We aim to develop a novel screening platform to identify candidate drugs to treat Parkinson’s disease. The screening platform incorporates the link between alpha-synuclein and GBA, the Gaucher’s Disease gene. Recent genetic and biochemical data suggest that this link could play a role in the development of Parkinson’s disease. Novel drugs that interfere with this link could thus have show potential as future disease-modifying therapies.
Recent discoveries have highlighted a link between Parkinson’s disease and the gene that can cause Gaucher’s Disease, GBA. It is clear that carriers of the Gaucher’s disease variant, who do not develop Gaucher’s, have a higher chance of developing Parkinson’s disease. Biochemical data suggests that alpha-synuclein, the protein that accumulates in Lewy bodies in the brain of Parkinson’s patients, affects the function of GBA, and loss of GBA function affects the levels of alpha-synuclein.
The screening platform that we aim to develop would interrogate the presence and localization of these proteins simultaneously, including additional parameters by automated high-throughput microscopy. With such an assay, large libraries of compounds can be screened in the future, to identify starting points for drugs with a new mode of action.
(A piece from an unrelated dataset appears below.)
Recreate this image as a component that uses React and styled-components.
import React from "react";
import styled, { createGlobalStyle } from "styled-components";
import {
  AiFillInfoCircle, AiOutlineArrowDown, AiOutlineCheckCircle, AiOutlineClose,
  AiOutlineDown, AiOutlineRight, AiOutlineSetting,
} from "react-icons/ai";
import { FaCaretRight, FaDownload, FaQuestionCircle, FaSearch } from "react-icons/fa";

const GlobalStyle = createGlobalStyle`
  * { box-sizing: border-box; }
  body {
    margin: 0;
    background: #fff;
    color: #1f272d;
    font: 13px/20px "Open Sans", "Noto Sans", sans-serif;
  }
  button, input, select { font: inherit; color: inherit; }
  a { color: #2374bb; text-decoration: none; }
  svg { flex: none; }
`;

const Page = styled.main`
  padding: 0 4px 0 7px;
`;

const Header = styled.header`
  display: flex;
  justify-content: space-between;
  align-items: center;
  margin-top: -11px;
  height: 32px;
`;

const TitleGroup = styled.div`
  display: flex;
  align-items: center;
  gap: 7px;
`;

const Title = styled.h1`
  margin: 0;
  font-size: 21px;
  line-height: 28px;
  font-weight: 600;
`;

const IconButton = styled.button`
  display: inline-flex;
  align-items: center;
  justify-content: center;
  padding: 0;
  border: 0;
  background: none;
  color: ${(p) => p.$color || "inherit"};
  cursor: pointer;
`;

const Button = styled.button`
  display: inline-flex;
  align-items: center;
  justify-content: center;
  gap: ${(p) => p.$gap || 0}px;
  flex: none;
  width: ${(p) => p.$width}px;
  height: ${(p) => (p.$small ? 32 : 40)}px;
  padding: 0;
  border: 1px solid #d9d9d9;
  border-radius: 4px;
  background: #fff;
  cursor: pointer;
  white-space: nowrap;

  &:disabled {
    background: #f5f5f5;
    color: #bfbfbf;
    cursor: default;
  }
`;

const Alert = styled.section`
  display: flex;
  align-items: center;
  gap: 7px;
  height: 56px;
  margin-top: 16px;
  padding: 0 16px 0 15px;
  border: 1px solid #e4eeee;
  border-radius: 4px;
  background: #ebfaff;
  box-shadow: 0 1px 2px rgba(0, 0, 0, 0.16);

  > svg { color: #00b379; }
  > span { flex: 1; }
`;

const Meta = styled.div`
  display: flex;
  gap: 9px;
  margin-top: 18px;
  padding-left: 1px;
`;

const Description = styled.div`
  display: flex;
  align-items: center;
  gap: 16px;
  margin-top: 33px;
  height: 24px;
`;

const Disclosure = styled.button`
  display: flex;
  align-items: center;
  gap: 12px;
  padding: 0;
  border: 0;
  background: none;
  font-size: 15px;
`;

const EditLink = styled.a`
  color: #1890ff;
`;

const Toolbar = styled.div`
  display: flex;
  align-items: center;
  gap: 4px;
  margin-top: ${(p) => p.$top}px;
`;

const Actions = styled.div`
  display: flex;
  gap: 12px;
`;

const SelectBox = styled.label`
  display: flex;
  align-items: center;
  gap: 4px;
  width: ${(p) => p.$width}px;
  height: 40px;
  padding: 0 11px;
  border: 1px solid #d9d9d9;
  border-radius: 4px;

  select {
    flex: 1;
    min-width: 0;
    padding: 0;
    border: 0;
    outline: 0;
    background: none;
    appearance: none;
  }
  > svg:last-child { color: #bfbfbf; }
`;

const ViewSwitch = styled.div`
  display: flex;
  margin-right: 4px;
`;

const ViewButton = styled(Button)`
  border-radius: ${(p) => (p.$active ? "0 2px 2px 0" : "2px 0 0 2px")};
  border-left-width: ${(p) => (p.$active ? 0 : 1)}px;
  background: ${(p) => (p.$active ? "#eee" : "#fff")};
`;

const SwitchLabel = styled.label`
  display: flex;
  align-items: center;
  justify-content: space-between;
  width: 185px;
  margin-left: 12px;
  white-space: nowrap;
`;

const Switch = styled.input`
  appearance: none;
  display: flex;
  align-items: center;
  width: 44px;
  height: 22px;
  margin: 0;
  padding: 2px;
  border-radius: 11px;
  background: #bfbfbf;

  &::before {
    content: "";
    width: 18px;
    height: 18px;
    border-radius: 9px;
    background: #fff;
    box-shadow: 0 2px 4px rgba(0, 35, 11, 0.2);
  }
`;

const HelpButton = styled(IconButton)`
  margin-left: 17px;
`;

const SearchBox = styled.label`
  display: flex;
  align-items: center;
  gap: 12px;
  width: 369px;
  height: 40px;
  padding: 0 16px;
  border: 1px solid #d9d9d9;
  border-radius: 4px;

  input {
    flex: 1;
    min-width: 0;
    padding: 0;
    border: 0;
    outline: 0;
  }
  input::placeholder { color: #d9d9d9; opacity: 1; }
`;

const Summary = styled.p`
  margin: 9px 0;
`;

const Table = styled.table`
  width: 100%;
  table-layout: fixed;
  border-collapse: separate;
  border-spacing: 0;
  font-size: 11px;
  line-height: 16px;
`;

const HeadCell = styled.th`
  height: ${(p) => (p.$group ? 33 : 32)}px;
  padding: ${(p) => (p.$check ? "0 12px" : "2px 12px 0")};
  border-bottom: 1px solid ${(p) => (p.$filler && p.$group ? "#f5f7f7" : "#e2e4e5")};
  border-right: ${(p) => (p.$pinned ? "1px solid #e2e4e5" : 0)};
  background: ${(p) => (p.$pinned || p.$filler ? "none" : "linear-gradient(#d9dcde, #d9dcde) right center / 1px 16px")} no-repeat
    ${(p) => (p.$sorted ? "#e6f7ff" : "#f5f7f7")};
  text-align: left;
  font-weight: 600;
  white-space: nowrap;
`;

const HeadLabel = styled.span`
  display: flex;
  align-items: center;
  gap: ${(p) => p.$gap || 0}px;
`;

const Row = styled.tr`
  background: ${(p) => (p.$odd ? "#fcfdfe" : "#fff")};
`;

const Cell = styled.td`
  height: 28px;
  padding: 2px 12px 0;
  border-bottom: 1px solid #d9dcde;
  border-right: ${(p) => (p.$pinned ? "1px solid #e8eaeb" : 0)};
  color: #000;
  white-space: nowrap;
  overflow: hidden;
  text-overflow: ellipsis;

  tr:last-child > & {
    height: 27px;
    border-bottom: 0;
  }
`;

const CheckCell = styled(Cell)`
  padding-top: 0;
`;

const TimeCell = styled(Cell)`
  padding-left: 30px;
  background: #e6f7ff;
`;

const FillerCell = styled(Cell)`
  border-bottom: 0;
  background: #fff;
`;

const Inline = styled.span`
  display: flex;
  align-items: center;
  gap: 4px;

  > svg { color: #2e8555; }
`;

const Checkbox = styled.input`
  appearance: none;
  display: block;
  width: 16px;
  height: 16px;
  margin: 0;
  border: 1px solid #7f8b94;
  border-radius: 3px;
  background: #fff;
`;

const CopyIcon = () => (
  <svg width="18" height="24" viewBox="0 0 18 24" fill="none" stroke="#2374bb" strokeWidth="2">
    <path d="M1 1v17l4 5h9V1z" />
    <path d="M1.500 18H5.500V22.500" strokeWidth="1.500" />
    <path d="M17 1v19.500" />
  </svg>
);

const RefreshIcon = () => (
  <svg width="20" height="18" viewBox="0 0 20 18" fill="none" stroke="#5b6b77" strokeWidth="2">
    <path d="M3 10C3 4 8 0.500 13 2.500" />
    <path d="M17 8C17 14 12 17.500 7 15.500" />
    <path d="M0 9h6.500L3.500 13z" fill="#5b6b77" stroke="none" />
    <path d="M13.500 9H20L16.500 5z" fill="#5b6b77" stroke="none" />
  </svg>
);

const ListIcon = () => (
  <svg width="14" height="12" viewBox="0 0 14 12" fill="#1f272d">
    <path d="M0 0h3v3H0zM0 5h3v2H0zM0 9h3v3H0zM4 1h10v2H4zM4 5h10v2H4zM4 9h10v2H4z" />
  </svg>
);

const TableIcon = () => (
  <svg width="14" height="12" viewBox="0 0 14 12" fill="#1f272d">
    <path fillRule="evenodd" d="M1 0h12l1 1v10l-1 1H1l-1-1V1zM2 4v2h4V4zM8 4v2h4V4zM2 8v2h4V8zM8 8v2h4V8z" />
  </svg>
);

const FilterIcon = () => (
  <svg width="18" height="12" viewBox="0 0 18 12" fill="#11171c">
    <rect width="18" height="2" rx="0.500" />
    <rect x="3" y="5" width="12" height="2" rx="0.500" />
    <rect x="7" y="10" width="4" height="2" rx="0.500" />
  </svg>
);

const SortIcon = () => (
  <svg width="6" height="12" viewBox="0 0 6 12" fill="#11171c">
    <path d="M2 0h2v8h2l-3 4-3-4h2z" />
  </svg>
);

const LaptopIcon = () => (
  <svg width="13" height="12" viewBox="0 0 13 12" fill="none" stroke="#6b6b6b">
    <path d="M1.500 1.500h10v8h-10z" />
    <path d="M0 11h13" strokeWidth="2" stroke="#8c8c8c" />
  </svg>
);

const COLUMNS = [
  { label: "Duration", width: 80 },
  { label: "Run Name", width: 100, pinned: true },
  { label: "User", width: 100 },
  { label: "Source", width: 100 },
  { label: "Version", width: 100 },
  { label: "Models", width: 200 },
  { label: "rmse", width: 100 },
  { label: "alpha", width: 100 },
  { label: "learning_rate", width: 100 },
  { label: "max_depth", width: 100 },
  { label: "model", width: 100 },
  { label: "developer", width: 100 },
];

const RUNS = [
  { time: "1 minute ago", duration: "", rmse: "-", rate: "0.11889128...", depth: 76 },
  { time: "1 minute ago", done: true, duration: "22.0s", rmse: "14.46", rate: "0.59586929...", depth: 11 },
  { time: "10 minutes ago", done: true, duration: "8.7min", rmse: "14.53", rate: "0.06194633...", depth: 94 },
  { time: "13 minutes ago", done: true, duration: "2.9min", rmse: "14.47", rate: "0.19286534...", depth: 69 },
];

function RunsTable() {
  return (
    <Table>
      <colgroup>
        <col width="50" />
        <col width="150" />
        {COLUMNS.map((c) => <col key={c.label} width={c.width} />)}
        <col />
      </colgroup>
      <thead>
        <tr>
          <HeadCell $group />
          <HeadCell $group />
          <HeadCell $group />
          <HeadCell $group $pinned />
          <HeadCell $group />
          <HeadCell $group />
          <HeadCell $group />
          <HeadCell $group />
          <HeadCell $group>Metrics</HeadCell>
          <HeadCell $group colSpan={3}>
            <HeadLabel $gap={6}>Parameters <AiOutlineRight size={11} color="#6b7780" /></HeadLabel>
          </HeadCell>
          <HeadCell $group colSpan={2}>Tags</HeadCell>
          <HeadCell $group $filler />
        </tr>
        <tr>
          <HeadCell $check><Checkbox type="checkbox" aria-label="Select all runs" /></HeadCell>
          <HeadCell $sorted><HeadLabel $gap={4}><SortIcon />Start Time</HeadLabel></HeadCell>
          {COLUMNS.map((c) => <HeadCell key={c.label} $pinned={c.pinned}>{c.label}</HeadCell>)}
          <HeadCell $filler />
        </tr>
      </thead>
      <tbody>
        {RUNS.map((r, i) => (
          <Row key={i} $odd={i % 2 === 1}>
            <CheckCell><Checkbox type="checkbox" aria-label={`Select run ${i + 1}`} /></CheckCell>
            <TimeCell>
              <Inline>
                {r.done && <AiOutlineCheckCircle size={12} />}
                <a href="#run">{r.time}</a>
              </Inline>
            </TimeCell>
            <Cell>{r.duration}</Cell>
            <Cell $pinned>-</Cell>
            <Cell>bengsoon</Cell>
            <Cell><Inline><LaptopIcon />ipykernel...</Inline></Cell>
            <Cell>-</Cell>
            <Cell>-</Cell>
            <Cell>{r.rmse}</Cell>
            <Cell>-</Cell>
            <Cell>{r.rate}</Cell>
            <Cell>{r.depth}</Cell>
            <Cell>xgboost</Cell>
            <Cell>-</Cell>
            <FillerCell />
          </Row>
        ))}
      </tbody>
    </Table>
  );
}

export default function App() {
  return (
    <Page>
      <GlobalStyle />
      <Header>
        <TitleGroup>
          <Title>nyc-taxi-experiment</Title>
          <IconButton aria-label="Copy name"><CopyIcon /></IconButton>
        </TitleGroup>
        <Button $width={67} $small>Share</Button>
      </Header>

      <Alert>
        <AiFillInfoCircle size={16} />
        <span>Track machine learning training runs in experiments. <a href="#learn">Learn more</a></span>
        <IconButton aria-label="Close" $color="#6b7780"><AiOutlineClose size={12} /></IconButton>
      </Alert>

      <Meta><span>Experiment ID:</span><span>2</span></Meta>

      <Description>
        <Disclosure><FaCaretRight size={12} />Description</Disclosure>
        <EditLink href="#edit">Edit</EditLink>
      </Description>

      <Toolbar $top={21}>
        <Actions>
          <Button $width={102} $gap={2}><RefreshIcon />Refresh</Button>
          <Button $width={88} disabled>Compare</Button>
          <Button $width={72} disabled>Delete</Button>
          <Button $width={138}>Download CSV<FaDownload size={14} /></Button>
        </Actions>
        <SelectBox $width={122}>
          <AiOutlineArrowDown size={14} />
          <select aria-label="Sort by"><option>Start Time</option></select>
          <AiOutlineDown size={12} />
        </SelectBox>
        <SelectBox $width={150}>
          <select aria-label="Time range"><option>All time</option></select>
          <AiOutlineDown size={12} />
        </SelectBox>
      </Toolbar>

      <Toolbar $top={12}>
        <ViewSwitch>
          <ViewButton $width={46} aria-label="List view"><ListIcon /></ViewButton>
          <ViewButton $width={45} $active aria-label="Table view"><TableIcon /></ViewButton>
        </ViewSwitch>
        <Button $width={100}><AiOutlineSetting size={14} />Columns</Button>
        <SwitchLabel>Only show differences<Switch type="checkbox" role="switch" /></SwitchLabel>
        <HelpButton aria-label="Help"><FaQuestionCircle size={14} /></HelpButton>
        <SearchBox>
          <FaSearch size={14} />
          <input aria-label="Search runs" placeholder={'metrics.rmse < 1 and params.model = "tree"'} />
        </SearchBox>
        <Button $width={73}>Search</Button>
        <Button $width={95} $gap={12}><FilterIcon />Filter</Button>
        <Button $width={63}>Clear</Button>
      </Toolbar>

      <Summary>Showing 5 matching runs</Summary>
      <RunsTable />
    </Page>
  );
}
Relevance to Diagnosis/Treatment of Parkinson’s Disease:
This project has the potential to provide a platform which many researchers and drug discovery organizations can access and thereby help translate what we know about the alpha-synuclein-GBA link into ideas and molecules that will support the development of future drugs which could halt or slow the progression of Parkinson’s disease.
Our project has the potential to inform us further about the biological significance of the link between alpha-synuclein and glucocerebrosidase in a range of cell systems including PD patient–derived cells. Furthermore, this study has the potential to impact the work of many researchers and drug discoverers through provision of a quantitative assay system which can been screened for new candidate drugs for PD.